Wenn auch der weit gereiste und vielbeschäftigte Künstler im Sommer dieses Jahres mehrfach in unserer Region zu hören war - mir fallen spontan die Städte Dessau und Wittenberg ein - verheißt doch die Ankündigung eines Konzertes mit dem wieder Sachse gewordenen Orgelvirtuosen einen hervorragenden Kunstgenuss - und damit eine bis auf den letzten Platz besetzte Kirche.
So auch am vergangenen Sonnabend in Burgkemnitz: ein auffällig buntes Publikum; Jung und Alt, Konzertgänger und Neugierige, der "Stamm" und Menschen, die zum ersten Male das zum Erntedankfest festlich geschmückte Gotteshaus betreten haben, fanden sich ein. Die ersten Besucher belegten die favorisierten Plätze bereits zwei Stunden vor Beginn.
Und die Zuhörer wurden nicht enttäuscht: Schon das erste Stück, eine Bearbeitung des ursprünglich für Orgel und Orchester konzipierten Händelschen Orgelkonzertes B-Dur op. 7 Nr. 1 für Orgel solo zog auch den Musikfreund auf der letzten Bank in seinen Bann. Alles gestaltet der versierte Organist: barockes Pathos, die Affekte der langsamen Sätze oder virtuoses Laufwerk der Presto-Partien. Doch die Grenzen des Gewohnten sprengt er mit der Interpretation des letzten Satzes, der Bourrée.
Wer Eisenberg je an der Orgel hat spielen sehen, hätte nicht vermutet, mit welch federnder Leichtigkeit die Staccato-Achtel im Pedal und sein straffes Tempo dem von einer volksliedhaften Melodik geprägten Barocktanz Gestalt verleihen können.
Danach kam Bach. Bach, das eigentliche Feld Eisenbergs - geprägt von der "Leipziger Schule" eines Straube, Ramin, Köbler und seines Lehrers Wolfgang Schetelich. Vertreten war Bach mit zwei eher weniger bekannten Werken: der lebendig musizierten Choralpartita "O Gott, du frommer Gott" aus Bachs frühester Schaffensperiode - vielleicht sogar schon zu seiner Lüneburger Internatszeit unter dem Einfluss von Georg Böhm entstanden - und Präludium und Fuge d-Moll, einem Unikat: Das Präludium verzichtet auf das Pedal! Beide Teile des Satzpaares vom Organisten sparsam registriert, doch sehr spannungsreich aufgebaut.

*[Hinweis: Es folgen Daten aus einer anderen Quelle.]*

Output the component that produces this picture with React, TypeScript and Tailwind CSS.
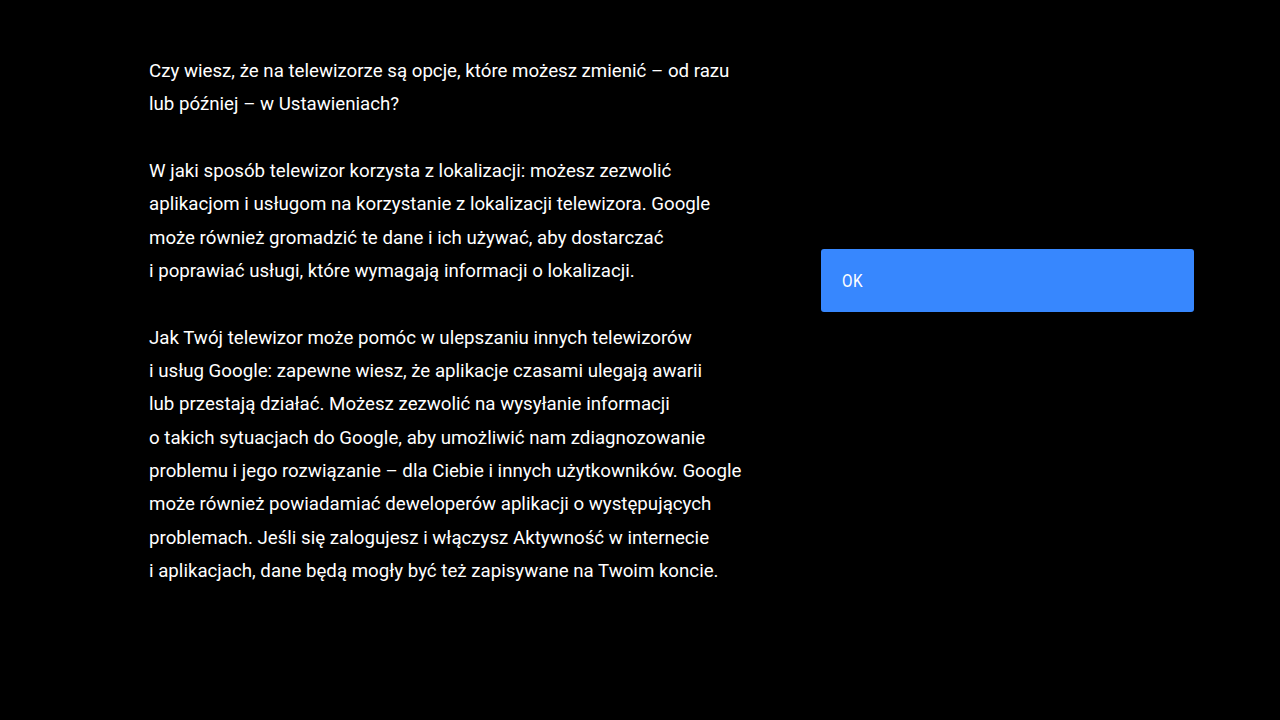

War es gerade das, was den Zuhörern ein so eindringliches Erlebnis bescherte? Gewollte Entspannung in seinem dramaturgisch wohldurchdachten Programm: Joseph Haydns "Stücke für die Flötenuhr" - schön, dass somit auch dieser Jubilar des Jahres 2009 gegenwärtig war.
Und zum Schluss Mendelssohn, der ja in diesem Jahr auf keinen Fall fehlen darf - und schon gar nicht bei Künstlern, die der Stadt Leipzig verpflichtet sind. Die d-Moll-Sonate, eine der anspruchsvollsten des großen Komponisten, Kapellmeisters und Musikorganisators, bildete den krönenden Abschluss. Soviel Gegensätzlichkeit auf engem Raum, soviel Seele und auch Dramatik - Eisenberg ließ Zeit und Stunde vergessen.
Das Publikum applaudierte frenetisch. Obwohl in Zeitnot (20 Uhr hatte er noch ein Konzert an der Silbermannorgel in Rötha zu spielen), quollen die Ideen bei der Zugabe, der freien Improvisation über den Choral "O dass ich tausend Zungen hätte" nur so aus ihm heraus.
Der Konzertabend ist zu Ende. Mit einer reichlichen Kollekte verlassen die Besucher die Kirche. Und Matthias Eisenberg verspricht, 2011 wieder nach Burgkemnitz zu kommen; an die Orgel, die ihm so gut gefällt. So Gott will.